**Problem requirements:** Type out the complete listing below word for word, without its pictures.

------------------------------------------------

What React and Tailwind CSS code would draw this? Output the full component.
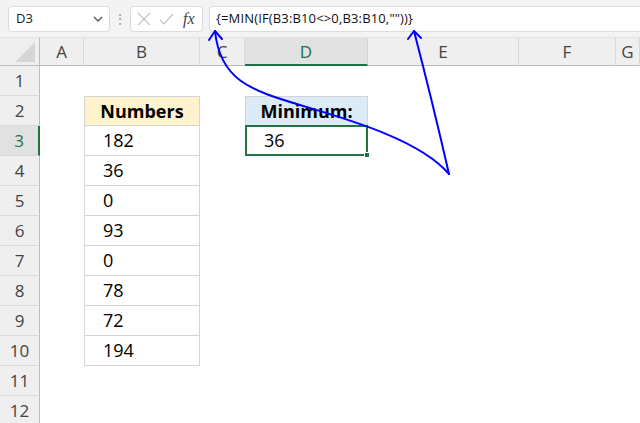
import React from 'react';

const cols = [
  { key: 'A', w: 44 },
  { key: 'B', w: 116 },
  { key: 'C', w: 45 },
  { key: 'D', w: 123 },
  { key: 'E', w: 151 },
  { key: 'F', w: 97 },
  { key: 'G', w: 24 },
];

const numbers = [182, 36, 0, 93, 0, 78, 72, 194];

function cellContent(row, col) {
  if (col === 'B' && row === 2) {
    return <div className="h-full bg-[#fff2cc] border border-[#d4d4d4] flex items-center justify-center font-bold">Numbers</div>;
  }
  if (col === 'B' && row >= 3 && row <= 10) {
    return <div className="h-full border-x border-b border-[#d4d4d4] flex items-center pl-[18px]">{numbers[row - 3]}</div>;
  }
  if (col === 'D' && row === 2) {
    return <div className="h-full bg-[#ddebf7] border border-[#d4d4d4] flex items-center justify-center font-bold">Minimum:</div>;
  }
  if (col === 'D' && row === 3) {
    return (
      <div className="h-[31px] -mt-px border-2 border-[#217346] flex items-center pl-[17px] relative">
        36
        <span className="absolute -right-[4px] -bottom-[4px] w-[6px] h-[6px] bg-[#217346] border border-white" />
      </div>
    );
  }
  return null;
}

function Arrows() {
  return (
    <svg className="absolute inset-0 pointer-events-none" width="640" height="423" viewBox="0 0 640 423">
      <g fill="none" stroke="#0000ff" strokeWidth="2" strokeLinecap="round" strokeLinejoin="round">
        <path d="M215,31 C220,80 250,90 300,105 S420,140 449,174" />
        <path d="M449,174 Q432,100 414,31" />
        <path d="M209,40 L215,31 L222,39" />
        <path d="M408,39 L414,31 L421,38" />
      </g>
    </svg>
  );
}

export default function App() {
  return (
    <div className="relative w-[640px] h-[423px] overflow-hidden bg-white font-['Open_Sans',sans-serif] text-black">
      {/* Toolbar */}
      <div className="h-[38px] bg-[#f3f3f3] flex items-center pt-[1px] border-b border-[#e2e2e2]">
        <div className="ml-[8px] w-[102px] h-[26px] bg-white border border-[#dcdcdc] rounded-[4px] flex items-center justify-between pl-[7px] pr-[5px] text-[13px] text-[#222]">
          <span>D3</span>
          <svg width="12" height="12" viewBox="0 0 12 12" fill="none" stroke="#555" strokeWidth="1.3">
            <path d="M2,4 L6,8 L10,4" />
          </svg>
        </div>
        <div className="w-[20px] flex justify-center text-[#9a9a9a] text-[14px] leading-none">⋮</div>
        <div className="w-[73px] h-[26px] bg-white border border-[#dcdcdc] rounded-[4px] flex items-center gap-[8px] pl-[6px]">
          <svg width="14" height="14" viewBox="0 0 14 14" stroke="#c4c4c4" strokeWidth="1.2">
            <path d="M1,1 L13,13 M13,1 L1,13" />
          </svg>
          <svg width="15" height="14" viewBox="0 0 15 14" fill="none" stroke="#c4c4c4" strokeWidth="1.2">
            <path d="M1,8 L5,12 L14,2" />
          </svg>
          <span className="font-['Liberation_Serif',serif] italic text-[16px] text-[#444] leading-none ml-[1px]">fx</span>
        </div>
        <div className="ml-[6px] flex-1 h-[26px] bg-white border-y border-l border-[#dcdcdc] rounded-l-[4px] flex items-center pl-[6px] text-[13px] tracking-[0.15px] text-[#111]">
          {'{=MIN(IF(B3:B10<>0,B3:B10,""))}'}
        </div>
      </div>

      {/* Sheet */}
      <div className="grid grid-cols-[40px_44px_116px_45px_123px_151px_97px_24px] grid-rows-[28px_repeat(12,30px)] text-[18px]">
        {/* corner */}
        <div className="bg-[#efefef] border-r border-b border-[#bdbdbd] relative">
          <svg className="absolute right-[4px] bottom-[3px]" width="20" height="20" viewBox="0 0 20 20">
            <path d="M20,0 L20,20 L0,20 Z" fill="#d6d6d6" />
          </svg>
        </div>
        {cols.map((c) =>
          c.key === 'D' ? (
            <div key={c.key} className="bg-[#e1e1e1] border-b-2 border-[#217346] border-r border-r-[#d4d4d4] flex items-center justify-center text-[#217346] text-[17px] pt-[2px]">
              {c.key}
            </div>
          ) : (
            <div key={c.key} className="bg-[#efefef] border-b border-[#bdbdbd] border-r border-r-[#d8d8d8] flex items-center justify-center text-[#444] text-[17px]">
              {c.key}
            </div>
          )
        )}
        {Array.from({ length: 12 }, (_, i) => i + 1).map((row) => (
          <React.Fragment key={row}>
            {row === 3 ? (
              <div className="bg-[#e1e1e1] border-r-2 border-[#217346] border-b border-b-[#d8d8d8] flex items-center justify-center text-[#217346] text-[17px]">
                {row}
              </div>
            ) : (
              <div className="bg-[#efefef] border-r border-[#bdbdbd] border-b border-b-[#d8d8d8] flex items-center justify-center text-[#444] text-[17px]">
                {row}
              </div>
            )}
            {cols.map((c) => (
              <div key={c.key}>{cellContent(row, c.key)}</div>
            ))}
          </React.Fragment>
        ))}
      </div>

      <Arrows />
    </div>
  );
}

------------------------------------------------

**Exercise answer:**
What React and Tailwind CSS code would draw this? Output the full component.
import React from 'react';

const cols = [
  { key: 'A', w: 44 },
  { key: 'B', w: 116 },
  { key: 'C', w: 45 },
  { key: 'D', w: 123 },
  { key: 'E', w: 151 },
  { key: 'F', w: 97 },
  { key: 'G', w: 24 },
];

const numbers = [182, 36, 0, 93, 0, 78, 72, 194];

function cellContent(row, col) {
  if (col === 'B' && row === 2) {
    return <div className="h-full bg-[#fff2cc] border border-[#d4d4d4] flex items-center justify-center font-bold">Numbers</div>;
  }
  if (col === 'B' && row >= 3 && row <= 10) {
    return <div className="h-full border-x border-b border-[#d4d4d4] flex items-center pl-[18px]">{numbers[row - 3]}</div>;
  }
  if (col === 'D' && row === 2) {
    return <div className="h-full bg-[#ddebf7] border border-[#d4d4d4] flex items-center justify-center font-bold">Minimum:</div>;
  }
  if (col === 'D' && row === 3) {
    return (
      <div className="h-[31px] -mt-px border-2 border-[#217346] flex items-center pl-[17px] relative">
        36
        <span className="absolute -right-[4px] -bottom-[4px] w-[6px] h-[6px] bg-[#217346] border border-white" />
      </div>
    );
  }
  return null;
}

function Arrows() {
  return (
    <svg className="absolute inset-0 pointer-events-none" width="640" height="423" viewBox="0 0 640 423">
      <g fill="none" stroke="#0000ff" strokeWidth="2" strokeLinecap="round" strokeLinejoin="round">
        <path d="M215,31 C220,80 250,90 300,105 S420,140 449,174" />
        <path d="M449,174 Q432,100 414,31" />
        <path d="M209,40 L215,31 L222,39" />
        <path d="M408,39 L414,31 L421,38" />
      </g>
    </svg>
  );
}

export default function App() {
  return (
    <div className="relative w-[640px] h-[423px] overflow-hidden bg-white font-['Open_Sans',sans-serif] text-black">
      {/* Toolbar */}
      <div className="h-[38px] bg-[#f3f3f3] flex items-center pt-[1px] border-b border-[#e2e2e2]">
        <div className="ml-[8px] w-[102px] h-[26px] bg-white border border-[#dcdcdc] rounded-[4px] flex items-center justify-between pl-[7px] pr-[5px] text-[13px] text-[#222]">
          <span>D3</span>
          <svg width="12" height="12" viewBox="0 0 12 12" fill="none" stroke="#555" strokeWidth="1.3">
            <path d="M2,4 L6,8 L10,4" />
          </svg>
        </div>
        <div className="w-[20px] flex justify-center text-[#9a9a9a] text-[14px] leading-none">⋮</div>
        <div className="w-[73px] h-[26px] bg-white border border-[#dcdcdc] rounded-[4px] flex items-center gap-[8px] pl-[6px]">
          <svg width="14" height="14" viewBox="0 0 14 14" stroke="#c4c4c4" strokeWidth="1.2">
            <path d="M1,1 L13,13 M13,1 L1,13" />
          </svg>
          <svg width="15" height="14" viewBox="0 0 15 14" fill="none" stroke="#c4c4c4" strokeWidth="1.2">
            <path d="M1,8 L5,12 L14,2" />
          </svg>
          <span className="font-['Liberation_Serif',serif] italic text-[16px] text-[#444] leading-none ml-[1px]">fx</span>
        </div>
        <div className="ml-[6px] flex-1 h-[26px] bg-white border-y border-l border-[#dcdcdc] rounded-l-[4px] flex items-center pl-[6px] text-[13px] tracking-[0.15px] text-[#111]">
          {'{=MIN(IF(B3:B10<>0,B3:B10,""))}'}
        </div>
      </div>

      {/* Sheet */}
      <div className="grid grid-cols-[40px_44px_116px_45px_123px_151px_97px_24px] grid-rows-[28px_repeat(12,30px)] text-[18px]">
        {/* corner */}
        <div className="bg-[#efefef] border-r border-b border-[#bdbdbd] relative">
          <svg className="absolute right-[4px] bottom-[3px]" width="20" height="20" viewBox="0 0 20 20">
            <path d="M20,0 L20,20 L0,20 Z" fill="#d6d6d6" />
          </svg>
        </div>
        {cols.map((c) =>
          c.key === 'D' ? (
            <div key={c.key} className="bg-[#e1e1e1] border-b-2 border-[#217346] border-r border-r-[#d4d4d4] flex items-center justify-center text-[#217346] text-[17px] pt-[2px]">
              {c.key}
            </div>
          ) : (
            <div key={c.key} className="bg-[#efefef] border-b border-[#bdbdbd] border-r border-r-[#d8d8d8] flex items-center justify-center text-[#444] text-[17px]">
              {c.key}
            </div>
          )
        )}
        {Array.from({ length: 12 }, (_, i) => i + 1).map((row) => (
          <React.Fragment key={row}>
            {row === 3 ? (
              <div className="bg-[#e1e1e1] border-r-2 border-[#217346] border-b border-b-[#d8d8d8] flex items-center justify-center text-[#217346] text-[17px]">
                {row}
              </div>
            ) : (
              <div className="bg-[#efefef] border-r border-[#bdbdbd] border-b border-b-[#d8d8d8] flex items-center justify-center text-[#444] text-[17px]">
                {row}
              </div>
            )}
            {cols.map((c) => (
              <div key={c.key}>{cellContent(row, c.key)}</div>
            ))}
          </React.Fragment>
        ))}
      </div>

      <Arrows />
    </div>
  );
}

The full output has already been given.